Frappa a été conçu - rédaction, graphisme, maquette – par A. C. Hello , dont le Clavier cannibale a, il y a un peu moins d'un an, exploré le précédent livre, Naissance de la gueule. Frappa existait déjà en ligne, la voici donc sur papier, riche de 246 pages, pensée mais non préconçue, nullement attifée d'un thème mais parcourue de mille motifs. Comme l'expliquait A.C. Hello dans un entretien, quelque chose de l'ordre de la "bascule", paradoxalement, tient et relie ces textes:
"Ce qui – et encore une fois, c’est quelque chose dont je me suis aperçue bien après – manifestement les rassemble tous, c’est leur travail, peut-être inconscient, sur le basculement. Le mot est instable, la phrase est instable, ou même la pensée est instable, et c’est toujours à deux doigts de se casser la gueule. C’est un équilibre ténu, qu’ils aiment mettre en danger. Et si certains le font sérieusement, je veux dire sur un ton sérieux, la majorité produit ce basculement dans un joyeux désordre branque, même si bien sûr on sent une fêlure qui ébrèche, parfois, cette douce ironie." (entretien donné à Diacritik)

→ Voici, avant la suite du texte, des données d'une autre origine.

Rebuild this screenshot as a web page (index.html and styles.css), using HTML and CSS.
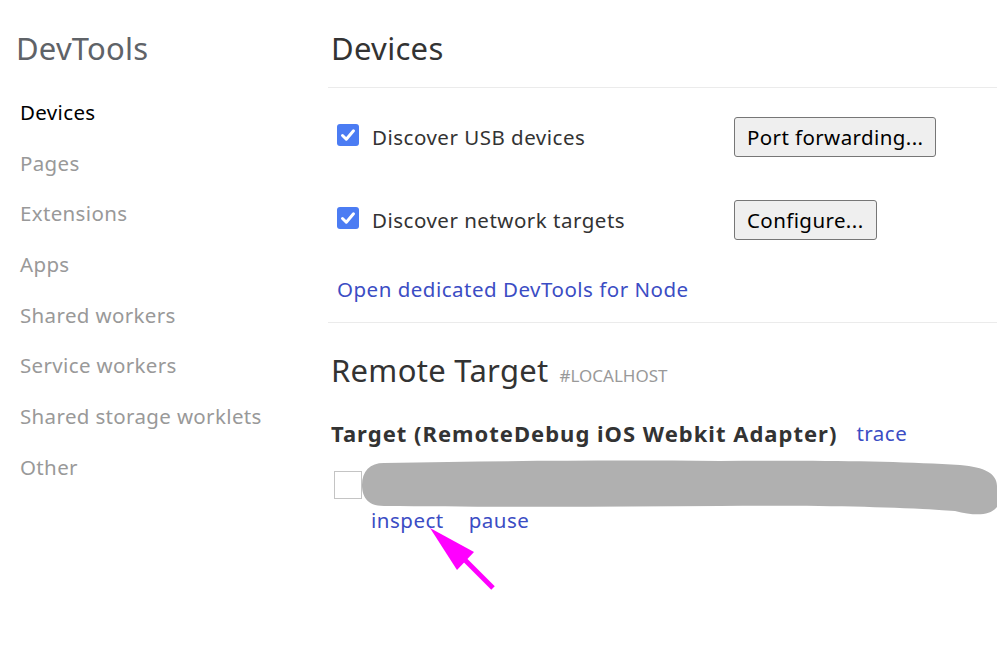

Pensée instable, phrase instable: rien à voir avec une fragilité feinte, bien sûr. Et force est de constater que les textes publiés dans cet impressionnant Frappa (ce fracas frappé?) brillent par l'intelligence instinctive de leur violence. Qu'ils soient signés par A.C. Hello, Martin Gosset, Amandine André, Antoine Boute, Lucien Suel, Charles Pennequin, Baptiste Brunello, Manuel Joseph, pour n'en citer que quelques-uns sur la multitude de participants à cette revue, tous les textes de la revue montent à l'assaut, tranchent, déplacent, résistent. Poésie sonore, mais surtout prise de poésie, prise de heurts, tensions. Une centrale surchauffée. Un état des lieux des affres, de l'égarement, de la résistance.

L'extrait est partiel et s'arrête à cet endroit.